George Osborne’s emergency Summer Budget announced a number of changes for road users, including some relating to tax and one key major change, an increase of four years for all MOTs on new cars, rather than the standard three years, from 2017. Whilst this may impress many people looking to buy new cars as they can avoid the stress of an MOT a little longer, many industry bodies and related companies and associations have come out to express their worry, citing road safety as the reason for their concern.
The MOT Test is traditionally an annual test of vehicle safety for older models of car (vehicles over three years old) but newer models don’t currently need to be tested until they reach that third year. This is now changing to every four years and there are fear from different sectors of the motoring industry about how this will affect our roads.

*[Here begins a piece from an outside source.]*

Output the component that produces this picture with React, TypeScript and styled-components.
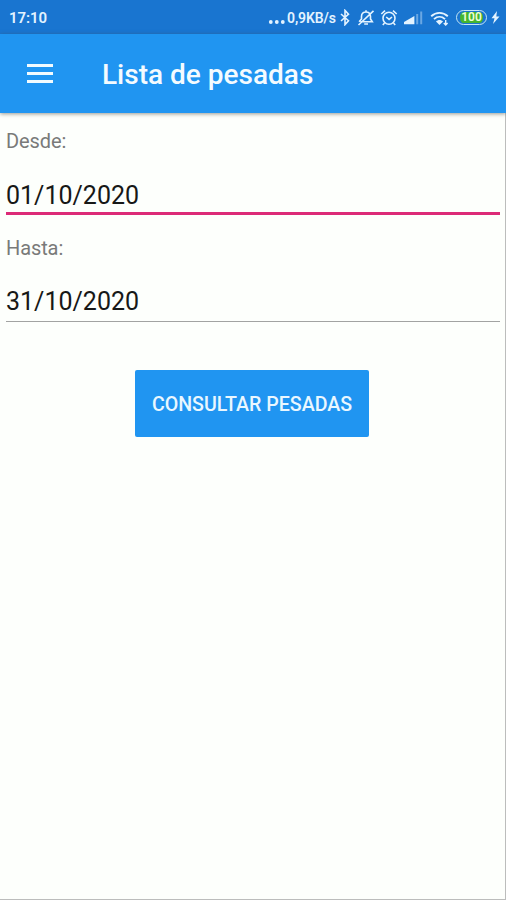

The National Tyre Distributors Association immediately issued their press release describing the proposal as flawed and highlighted their plan to challenge the measure on the grounds of road safety. This is in line with news and research from the past five years which has shown that millions of MOTs are failed due to tyre issues and the NTDA has been working for years to change regulations in relation to legal tyre requirements to make them safer. The Director of NTDA described the new proposal as something that causes ‘a genuine concern’ and they are hoping to look for ways to look at changing MOT on different measures such as mileage rather than age.
Backing up the objection of the NTDA, the Retail Motor Industry Federation (RMI) has also stated its strong opposition to the changes to the MOT. They have highlighted that they believe the change could only cause harm to the road safety record in the UK. Speaking on behalf of RMI their director Stuart James said that motorists ‘they understand that roadworthiness testing of vehicle is an important part of making our roads among the safest in Europe’ and the RMI went onto say that a car with average mileage is significantly more likely to be driving on unsafe and worn tyres and brakes after four years in comparison to three and extending the period before MOT therefore can see failures of many car components such as shock absorbers, before the MOT comes up.
Modern cars are so reliable that many motorists do not notice when there is a fault and this can become dangerous and even more so if roadworthiness testing is set back a further year. As a company working with the victims of road traffic accidents on a daily basis, we want to see safer roads and safer vehicles, not the opposite.